* start RECORDS SUPPLIED *

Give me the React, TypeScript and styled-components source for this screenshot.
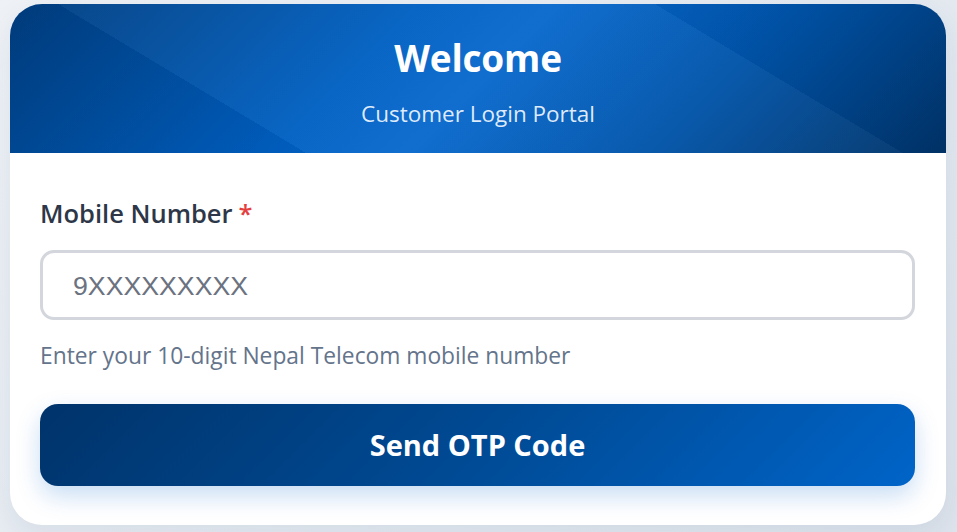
import React from "react";
import styled, { createGlobalStyle } from "styled-components";

const GlobalStyle = createGlobalStyle`
  html, body {
    margin: 0;
    padding: 0;
  }
  body {
    background: linear-gradient(135deg, #eef2f6 0%, #dde4ec 100%);
    font-family: "Open Sans", "Noto Sans", sans-serif;
    min-height: 532px;
  }
  * { box-sizing: border-box; }
`;

const Page = styled.div`
  padding: 4px 11px 6px 10px;
  min-height: 532px;
`;

const Card = styled.div`
  background: #ffffff;
  border-radius: 32px;
  overflow: hidden;
  box-shadow: 0 10px 30px rgba(0, 40, 100, 0.08);
`;

const Header = styled.header`
  height: 149px;
  padding-top: 32px;
  display: flex;
  flex-direction: column;
  align-items: center;
  color: #ffffff;
  background:
    linear-gradient(31deg, rgba(0, 20, 60, 0.06) 25%, rgba(255, 255, 255, 0.035) 25%, rgba(255, 255, 255, 0.035) 75.4%, rgba(0, 20, 60, 0.04) 75.4%),
    linear-gradient(135deg, #003d7e 0%, #0060c2 38%, #0869cd 50%, #0054aa 72%, #003266 100%);
`;

const Title = styled.h1`
  margin: 0;
  font-size: 37px;
  font-weight: 700;
  line-height: 1.2;
  letter-spacing: -0.2px;
`;

const Subtitle = styled.p`
  margin: 19px 0 0;
  font-size: 22.5px;
  line-height: 1.3;
  color: rgba(235, 244, 255, 0.95);
`;

const Body = styled.div`
  padding: 44px 31px 39px 30px;
  display: flex;
  flex-direction: column;
`;

const Label = styled.label`
  font-size: 25.5px;
  font-weight: 600;
  color: #2d3748;
  line-height: 1.3;
  margin-bottom: 20px;
`;

const Required = styled.span`
  color: #e53e3e;
  margin-left: 6px;
`;

const Input = styled.input`
  height: 70px;
  width: 100%;
  border: 3px solid #d3d6dc;
  border-radius: 14px;
  padding: 2px 30px 0;
  font-family: "Liberation Sans", Arial, sans-serif;
  font-size: 26.7px;
  color: #2d3748;
  background: #fff;
  outline: none;
  &::placeholder {
    color: #6b7280;
  }
`;

const Help = styled.p`
  margin: 21px 0 0;
  font-size: 22.8px;
  line-height: 1.3;
  color: #64748b;
`;

const Button = styled.button`
  margin-top: 33px;
  height: 82px;
  width: 100%;
  border: none;
  border-radius: 18px;
  background: linear-gradient(135deg, #00336a 0%, #004a94 50%, #0064c8 100%);
  box-shadow: 0 10px 25px rgba(0, 102, 204, 0.22);
  color: #ffffff;
  font-family: "Open Sans", "Noto Sans", sans-serif;
  font-size: 29px;
  font-weight: 700;
  cursor: pointer;
`;

export default function App() {
  return (
    <>
      <GlobalStyle />
      <Page>
        <Card>
          <Header>
            <Title>Welcome</Title>
            <Subtitle>Customer Login Portal</Subtitle>
          </Header>
          <Body>
            <Label htmlFor="mobile">
              Mobile Number<Required>*</Required>
            </Label>
            <Input id="mobile" type="tel" placeholder="9XXXXXXXXX" />
            <Help>Enter your 10-digit Nepal Telecom mobile number</Help>
            <Button type="button">Send OTP Code</Button>
          </Body>
        </Card>
      </Page>
    </>
  );
}
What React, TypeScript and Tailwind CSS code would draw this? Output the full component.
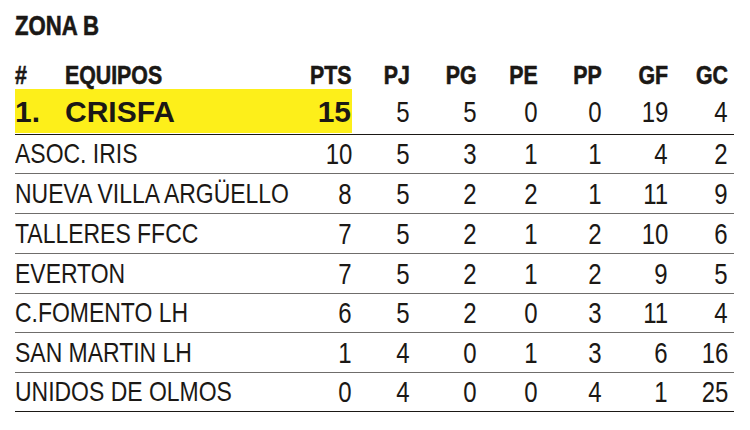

* end RECORDS SUPPLIED *

PROBLEM STATEMENT: Repeat all of the entries word for word, but omit the pictures.

RESPONSE:
Give me the React, TypeScript and styled-components source for this screenshot.
import React from "react";
import styled, { createGlobalStyle } from "styled-components";

const GlobalStyle = createGlobalStyle`
  html, body {
    margin: 0;
    padding: 0;
  }
  body {
    background: linear-gradient(135deg, #eef2f6 0%, #dde4ec 100%);
    font-family: "Open Sans", "Noto Sans", sans-serif;
    min-height: 532px;
  }
  * { box-sizing: border-box; }
`;

const Page = styled.div`
  padding: 4px 11px 6px 10px;
  min-height: 532px;
`;

const Card = styled.div`
  background: #ffffff;
  border-radius: 32px;
  overflow: hidden;
  box-shadow: 0 10px 30px rgba(0, 40, 100, 0.08);
`;

const Header = styled.header`
  height: 149px;
  padding-top: 32px;
  display: flex;
  flex-direction: column;
  align-items: center;
  color: #ffffff;
  background:
    linear-gradient(31deg, rgba(0, 20, 60, 0.06) 25%, rgba(255, 255, 255, 0.035) 25%, rgba(255, 255, 255, 0.035) 75.4%, rgba(0, 20, 60, 0.04) 75.4%),
    linear-gradient(135deg, #003d7e 0%, #0060c2 38%, #0869cd 50%, #0054aa 72%, #003266 100%);
`;

const Title = styled.h1`
  margin: 0;
  font-size: 37px;
  font-weight: 700;
  line-height: 1.2;
  letter-spacing: -0.2px;
`;

const Subtitle = styled.p`
  margin: 19px 0 0;
  font-size: 22.5px;
  line-height: 1.3;
  color: rgba(235, 244, 255, 0.95);
`;

const Body = styled.div`
  padding: 44px 31px 39px 30px;
  display: flex;
  flex-direction: column;
`;

const Label = styled.label`
  font-size: 25.5px;
  font-weight: 600;
  color: #2d3748;
  line-height: 1.3;
  margin-bottom: 20px;
`;

const Required = styled.span`
  color: #e53e3e;
  margin-left: 6px;
`;

const Input = styled.input`
  height: 70px;
  width: 100%;
  border: 3px solid #d3d6dc;
  border-radius: 14px;
  padding: 2px 30px 0;
  font-family: "Liberation Sans", Arial, sans-serif;
  font-size: 26.7px;
  color: #2d3748;
  background: #fff;
  outline: none;
  &::placeholder {
    color: #6b7280;
  }
`;

const Help = styled.p`
  margin: 21px 0 0;
  font-size: 22.8px;
  line-height: 1.3;
  color: #64748b;
`;

const Button = styled.button`
  margin-top: 33px;
  height: 82px;
  width: 100%;
  border: none;
  border-radius: 18px;
  background: linear-gradient(135deg, #00336a 0%, #004a94 50%, #0064c8 100%);
  box-shadow: 0 10px 25px rgba(0, 102, 204, 0.22);
  color: #ffffff;
  font-family: "Open Sans", "Noto Sans", sans-serif;
  font-size: 29px;
  font-weight: 700;
  cursor: pointer;
`;

export default function App() {
  return (
    <>
      <GlobalStyle />
      <Page>
        <Card>
          <Header>
            <Title>Welcome</Title>
            <Subtitle>Customer Login Portal</Subtitle>
          </Header>
          <Body>
            <Label htmlFor="mobile">
              Mobile Number<Required>*</Required>
            </Label>
            <Input id="mobile" type="tel" placeholder="9XXXXXXXXX" />
            <Help>Enter your 10-digit Nepal Telecom mobile number</Help>
            <Button type="button">Send OTP Code</Button>
          </Body>
        </Card>
      </Page>
    </>
  );
}
What React, TypeScript and Tailwind CSS code would draw this? Output the full component.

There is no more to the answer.